Anatomy of creatures

A talk with artist Kate MccGwire.

You made feathers your medium. Can you explain to us where it comes from? Is there a particular symbolism attached to it?

As an artist, I have always worked with organic material, but I had the idea of working with feathers some twenty years ago, after stumbling across some fallen pigeon feathers that landed by the 113 year old Dutch barge/studio. It brought back memories of growing up on the Norfolk Broads and its distinct landscape dominated by wetlands, serpentine waterways and wildlife. I started to collect, clean and arrange the feathers and quickly realised that the lengthy process of handling and sorting enabled me to understand my material on a more intimate level. Working with feathers is compelling and hypnotic – I lose myself in it for hours, working instinctually – you can’t plan how to lay the feathers out, nor can you really teach someone. Each unique feather contributes to the overall patterning of a piece, and it is this implicit sense of movement in the shifting colours and gentle curve of each filament that brings the work to life.

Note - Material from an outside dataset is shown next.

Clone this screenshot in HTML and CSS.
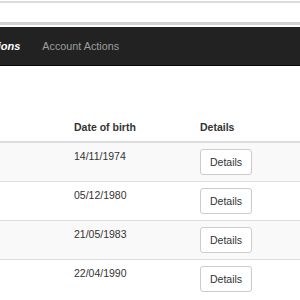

You often describe your work as an interrogation of the notion of beauty and repulsion. Is there a particular piece that reflects the prototype of this idea, or does all your production reflect the same toward this ambivalence? Can you explain to us what makes something beautiful or repulsive in your perception?

I am interested in the interplay of opposites which runs like a leitmotif through everything I do. Writhing, muscular forms of my sculptures delight the senses without allowing the viewer to get too comfortable. My work needs tension to create its own internal equilibrium – I explore dualities of aesthetics, being simultaneously seductive and repulsive; form, being simultaneously organic and abstract; and movement, appearing fluid yet being static.

What can you tell me about the shapes of your work? They appear without beginning or end, a continuous renewal. How forms and materiality are connected in your practice?

My work is inspired by cycles, shapes and dualities in nature, most importantly, the transient patterns formed in water, visible for a second and gone the next. The use of organic materials and patterning in my work often creates implication of creatures that are avian or reptilian, but I like to imagine that my work hovers somewhere between representation and abstraction.

In SASSE/SLUICE I experimented with recreating the effect of twilight murmuration: the flocking and directional swarming that certain bird species partake in around dusk, and also the flow of water over a weir. The motifs that appear in the work are never directly representational but allude to visual sequences found in nature – wings, flora, shells, the scales of a reptile etc.

To some extent, I perceive your work as being about display. I am thinking about your work presented in a showcase almost identical to the natural history museum tradition and some others breaking this tradition by being site-specific. Can you develop this idea? What reflection is behind it?

Yes, those are key observations – in site-specific installations I love to carefully respond to the architecture and make something that is fantastical within the space but also totally convincing. I use glass cabinets as a device to subvert our knowns. Typically the Natural History tradition for display would show a specimen in a version of their natural environment; a branch, marsh or scrubland etc. I subvert your normal ways of seeing, removing any link to the natural environment and by completely filling the cabinet with the sculpture. The glass enclosure then dictates the direction and form of the work, the resulting sculpture squirming around, as if trapped in its environs (I remember as a child, when visiting a zoo, being mesmerised by the bodies of snakes pushing against the glass, distorting their shapes unrecognisably). Also, a bird’s colourful plumage is for display and attracting a mate. The vibrancy and intensity of colour is a visual indicator of the health and virility of the creature – I’m fascinated that as humans we make similar unconscious observations in our choice of a partner.

What are you working on at the moment?

I am currently working on several large-scale commissions, preparing for a solo exhibition in Paris next year. With the next 2 years of work already scheduled in. I’m running out of space. In the words of Chief Brady in Jaws “You’re gonna need a bigger boat”.